Problem statement ::
Without the pictures, give the entries below again exactly as written.

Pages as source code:
⟨

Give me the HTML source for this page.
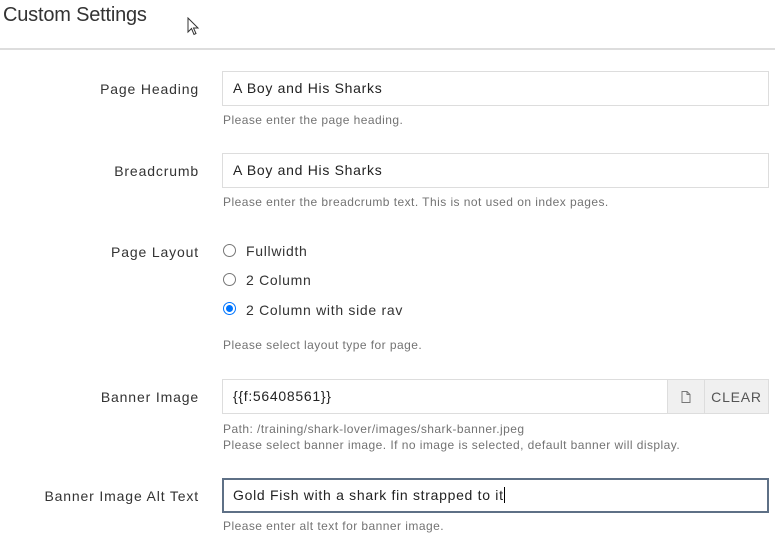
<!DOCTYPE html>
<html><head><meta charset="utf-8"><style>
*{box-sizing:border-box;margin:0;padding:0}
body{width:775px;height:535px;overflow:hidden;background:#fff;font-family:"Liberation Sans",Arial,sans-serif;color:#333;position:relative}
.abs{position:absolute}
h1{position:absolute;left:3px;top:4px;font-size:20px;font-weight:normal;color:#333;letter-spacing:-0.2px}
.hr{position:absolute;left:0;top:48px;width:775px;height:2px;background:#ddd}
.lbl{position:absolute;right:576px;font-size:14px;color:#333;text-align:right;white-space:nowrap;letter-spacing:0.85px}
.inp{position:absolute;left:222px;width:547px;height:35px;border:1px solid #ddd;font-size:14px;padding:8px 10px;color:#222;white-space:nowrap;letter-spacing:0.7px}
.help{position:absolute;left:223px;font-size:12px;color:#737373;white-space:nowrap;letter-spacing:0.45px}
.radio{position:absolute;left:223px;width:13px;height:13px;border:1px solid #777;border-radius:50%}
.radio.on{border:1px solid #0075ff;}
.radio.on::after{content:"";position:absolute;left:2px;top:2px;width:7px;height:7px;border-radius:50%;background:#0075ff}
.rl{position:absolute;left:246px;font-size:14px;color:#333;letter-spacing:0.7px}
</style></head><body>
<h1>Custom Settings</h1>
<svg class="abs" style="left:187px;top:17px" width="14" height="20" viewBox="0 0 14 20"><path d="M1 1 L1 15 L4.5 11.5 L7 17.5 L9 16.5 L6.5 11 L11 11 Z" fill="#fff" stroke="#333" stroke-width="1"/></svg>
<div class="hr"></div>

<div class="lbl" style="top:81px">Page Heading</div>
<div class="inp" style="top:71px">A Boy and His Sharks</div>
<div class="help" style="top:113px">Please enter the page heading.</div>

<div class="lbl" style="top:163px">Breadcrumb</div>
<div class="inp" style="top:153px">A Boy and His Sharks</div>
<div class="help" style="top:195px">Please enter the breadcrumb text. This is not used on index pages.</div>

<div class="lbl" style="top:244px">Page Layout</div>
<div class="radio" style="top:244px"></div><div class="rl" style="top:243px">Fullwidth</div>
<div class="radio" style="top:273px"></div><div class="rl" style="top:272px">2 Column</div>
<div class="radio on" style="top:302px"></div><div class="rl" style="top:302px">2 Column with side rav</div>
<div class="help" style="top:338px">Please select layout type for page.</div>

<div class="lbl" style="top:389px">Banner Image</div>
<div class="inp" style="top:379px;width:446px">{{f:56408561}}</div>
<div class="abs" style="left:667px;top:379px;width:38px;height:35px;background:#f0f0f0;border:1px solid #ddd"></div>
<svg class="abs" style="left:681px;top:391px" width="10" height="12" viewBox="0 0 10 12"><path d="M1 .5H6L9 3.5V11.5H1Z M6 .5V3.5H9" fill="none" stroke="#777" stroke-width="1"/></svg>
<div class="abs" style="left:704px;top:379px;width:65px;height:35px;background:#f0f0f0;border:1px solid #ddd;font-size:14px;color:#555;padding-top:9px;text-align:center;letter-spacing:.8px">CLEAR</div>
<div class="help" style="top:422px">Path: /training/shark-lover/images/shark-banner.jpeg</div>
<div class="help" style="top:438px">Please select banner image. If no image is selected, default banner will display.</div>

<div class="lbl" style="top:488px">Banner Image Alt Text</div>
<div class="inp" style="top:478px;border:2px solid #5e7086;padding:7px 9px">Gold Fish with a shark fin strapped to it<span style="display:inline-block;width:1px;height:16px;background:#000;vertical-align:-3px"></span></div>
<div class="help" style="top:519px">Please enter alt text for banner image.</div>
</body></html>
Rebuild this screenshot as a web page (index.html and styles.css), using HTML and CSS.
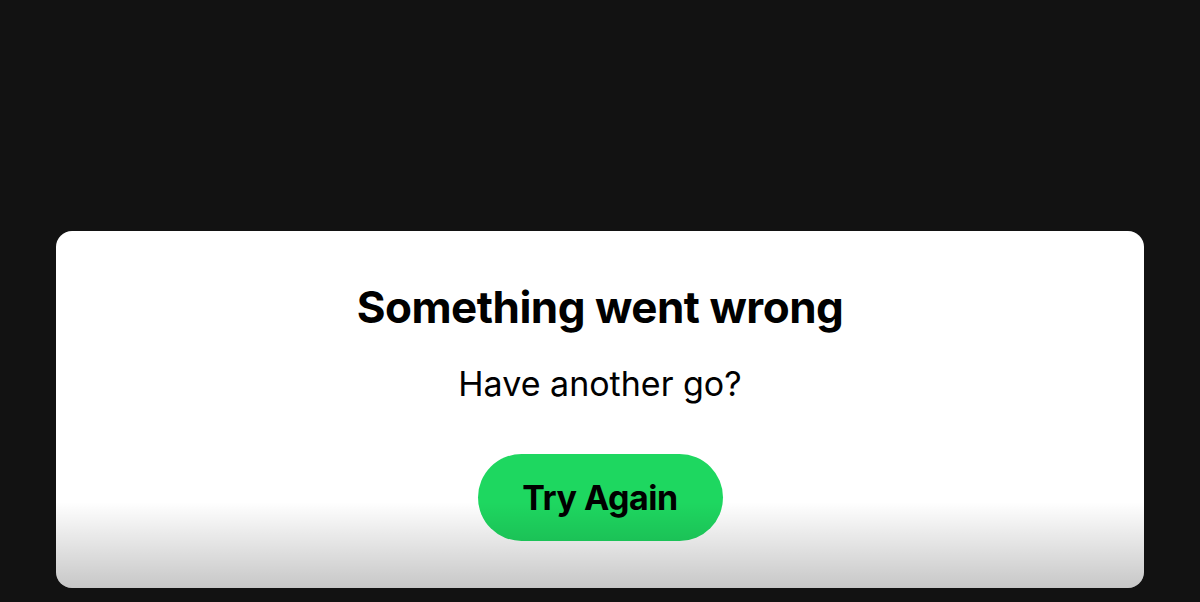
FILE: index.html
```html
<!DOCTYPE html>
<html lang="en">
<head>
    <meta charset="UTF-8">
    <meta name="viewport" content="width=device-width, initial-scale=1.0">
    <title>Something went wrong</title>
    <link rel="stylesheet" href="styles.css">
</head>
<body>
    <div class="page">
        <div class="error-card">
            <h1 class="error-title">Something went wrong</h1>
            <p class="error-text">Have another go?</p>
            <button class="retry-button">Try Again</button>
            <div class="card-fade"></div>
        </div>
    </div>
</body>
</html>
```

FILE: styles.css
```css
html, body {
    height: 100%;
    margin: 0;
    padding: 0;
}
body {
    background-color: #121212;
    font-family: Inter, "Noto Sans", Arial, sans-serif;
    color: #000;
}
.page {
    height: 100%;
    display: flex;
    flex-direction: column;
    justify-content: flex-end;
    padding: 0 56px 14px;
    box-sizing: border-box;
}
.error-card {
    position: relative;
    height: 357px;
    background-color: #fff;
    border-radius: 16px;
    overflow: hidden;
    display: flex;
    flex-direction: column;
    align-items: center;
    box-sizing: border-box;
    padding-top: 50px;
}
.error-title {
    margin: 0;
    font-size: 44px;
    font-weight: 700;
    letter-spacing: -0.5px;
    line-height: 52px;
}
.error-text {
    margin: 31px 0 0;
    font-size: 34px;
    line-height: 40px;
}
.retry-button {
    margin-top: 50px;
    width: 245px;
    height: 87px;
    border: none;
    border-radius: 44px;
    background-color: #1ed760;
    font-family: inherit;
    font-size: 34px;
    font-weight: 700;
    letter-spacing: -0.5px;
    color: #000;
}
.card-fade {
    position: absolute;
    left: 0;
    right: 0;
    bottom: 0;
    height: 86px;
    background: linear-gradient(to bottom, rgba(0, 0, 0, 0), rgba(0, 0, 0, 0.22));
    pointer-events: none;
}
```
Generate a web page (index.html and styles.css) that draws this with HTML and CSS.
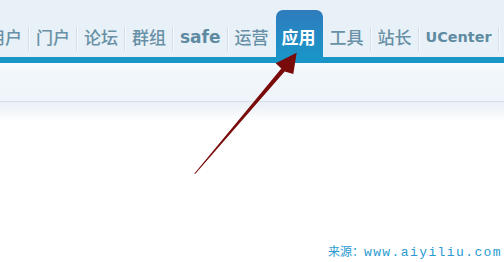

⟩

Result ::
Give me the HTML source for this page.
<!DOCTYPE html>
<html><head><meta charset="utf-8"><style>
*{box-sizing:border-box;margin:0;padding:0}
body{width:775px;height:535px;overflow:hidden;background:#fff;font-family:"Liberation Sans",Arial,sans-serif;color:#333;position:relative}
.abs{position:absolute}
h1{position:absolute;left:3px;top:4px;font-size:20px;font-weight:normal;color:#333;letter-spacing:-0.2px}
.hr{position:absolute;left:0;top:48px;width:775px;height:2px;background:#ddd}
.lbl{position:absolute;right:576px;font-size:14px;color:#333;text-align:right;white-space:nowrap;letter-spacing:0.85px}
.inp{position:absolute;left:222px;width:547px;height:35px;border:1px solid #ddd;font-size:14px;padding:8px 10px;color:#222;white-space:nowrap;letter-spacing:0.7px}
.help{position:absolute;left:223px;font-size:12px;color:#737373;white-space:nowrap;letter-spacing:0.45px}
.radio{position:absolute;left:223px;width:13px;height:13px;border:1px solid #777;border-radius:50%}
.radio.on{border:1px solid #0075ff;}
.radio.on::after{content:"";position:absolute;left:2px;top:2px;width:7px;height:7px;border-radius:50%;background:#0075ff}
.rl{position:absolute;left:246px;font-size:14px;color:#333;letter-spacing:0.7px}
</style></head><body>
<h1>Custom Settings</h1>
<svg class="abs" style="left:187px;top:17px" width="14" height="20" viewBox="0 0 14 20"><path d="M1 1 L1 15 L4.5 11.5 L7 17.5 L9 16.5 L6.5 11 L11 11 Z" fill="#fff" stroke="#333" stroke-width="1"/></svg>
<div class="hr"></div>

<div class="lbl" style="top:81px">Page Heading</div>
<div class="inp" style="top:71px">A Boy and His Sharks</div>
<div class="help" style="top:113px">Please enter the page heading.</div>

<div class="lbl" style="top:163px">Breadcrumb</div>
<div class="inp" style="top:153px">A Boy and His Sharks</div>
<div class="help" style="top:195px">Please enter the breadcrumb text. This is not used on index pages.</div>

<div class="lbl" style="top:244px">Page Layout</div>
<div class="radio" style="top:244px"></div><div class="rl" style="top:243px">Fullwidth</div>
<div class="radio" style="top:273px"></div><div class="rl" style="top:272px">2 Column</div>
<div class="radio on" style="top:302px"></div><div class="rl" style="top:302px">2 Column with side rav</div>
<div class="help" style="top:338px">Please select layout type for page.</div>

<div class="lbl" style="top:389px">Banner Image</div>
<div class="inp" style="top:379px;width:446px">{{f:56408561}}</div>
<div class="abs" style="left:667px;top:379px;width:38px;height:35px;background:#f0f0f0;border:1px solid #ddd"></div>
<svg class="abs" style="left:681px;top:391px" width="10" height="12" viewBox="0 0 10 12"><path d="M1 .5H6L9 3.5V11.5H1Z M6 .5V3.5H9" fill="none" stroke="#777" stroke-width="1"/></svg>
<div class="abs" style="left:704px;top:379px;width:65px;height:35px;background:#f0f0f0;border:1px solid #ddd;font-size:14px;color:#555;padding-top:9px;text-align:center;letter-spacing:.8px">CLEAR</div>
<div class="help" style="top:422px">Path: /training/shark-lover/images/shark-banner.jpeg</div>
<div class="help" style="top:438px">Please select banner image. If no image is selected, default banner will display.</div>

<div class="lbl" style="top:488px">Banner Image Alt Text</div>
<div class="inp" style="top:478px;border:2px solid #5e7086;padding:7px 9px">Gold Fish with a shark fin strapped to it<span style="display:inline-block;width:1px;height:16px;background:#000;vertical-align:-3px"></span></div>
<div class="help" style="top:519px">Please enter alt text for banner image.</div>
</body></html>
Rebuild this screenshot as a web page (index.html and styles.css), using HTML and CSS.
FILE: index.html
```html
<!DOCTYPE html>
<html lang="en">
<head>
    <meta charset="UTF-8">
    <meta name="viewport" content="width=device-width, initial-scale=1.0">
    <title>Something went wrong</title>
    <link rel="stylesheet" href="styles.css">
</head>
<body>
    <div class="page">
        <div class="error-card">
            <h1 class="error-title">Something went wrong</h1>
            <p class="error-text">Have another go?</p>
            <button class="retry-button">Try Again</button>
            <div class="card-fade"></div>
        </div>
    </div>
</body>
</html>
```

FILE: styles.css
```css
html, body {
    height: 100%;
    margin: 0;
    padding: 0;
}
body {
    background-color: #121212;
    font-family: Inter, "Noto Sans", Arial, sans-serif;
    color: #000;
}
.page {
    height: 100%;
    display: flex;
    flex-direction: column;
    justify-content: flex-end;
    padding: 0 56px 14px;
    box-sizing: border-box;
}
.error-card {
    position: relative;
    height: 357px;
    background-color: #fff;
    border-radius: 16px;
    overflow: hidden;
    display: flex;
    flex-direction: column;
    align-items: center;
    box-sizing: border-box;
    padding-top: 50px;
}
.error-title {
    margin: 0;
    font-size: 44px;
    font-weight: 700;
    letter-spacing: -0.5px;
    line-height: 52px;
}
.error-text {
    margin: 31px 0 0;
    font-size: 34px;
    line-height: 40px;
}
.retry-button {
    margin-top: 50px;
    width: 245px;
    height: 87px;
    border: none;
    border-radius: 44px;
    background-color: #1ed760;
    font-family: inherit;
    font-size: 34px;
    font-weight: 700;
    letter-spacing: -0.5px;
    color: #000;
}
.card-fade {
    position: absolute;
    left: 0;
    right: 0;
    bottom: 0;
    height: 86px;
    background: linear-gradient(to bottom, rgba(0, 0, 0, 0), rgba(0, 0, 0, 0.22));
    pointer-events: none;
}
```
Generate a web page (index.html and styles.css) that draws this with HTML and CSS.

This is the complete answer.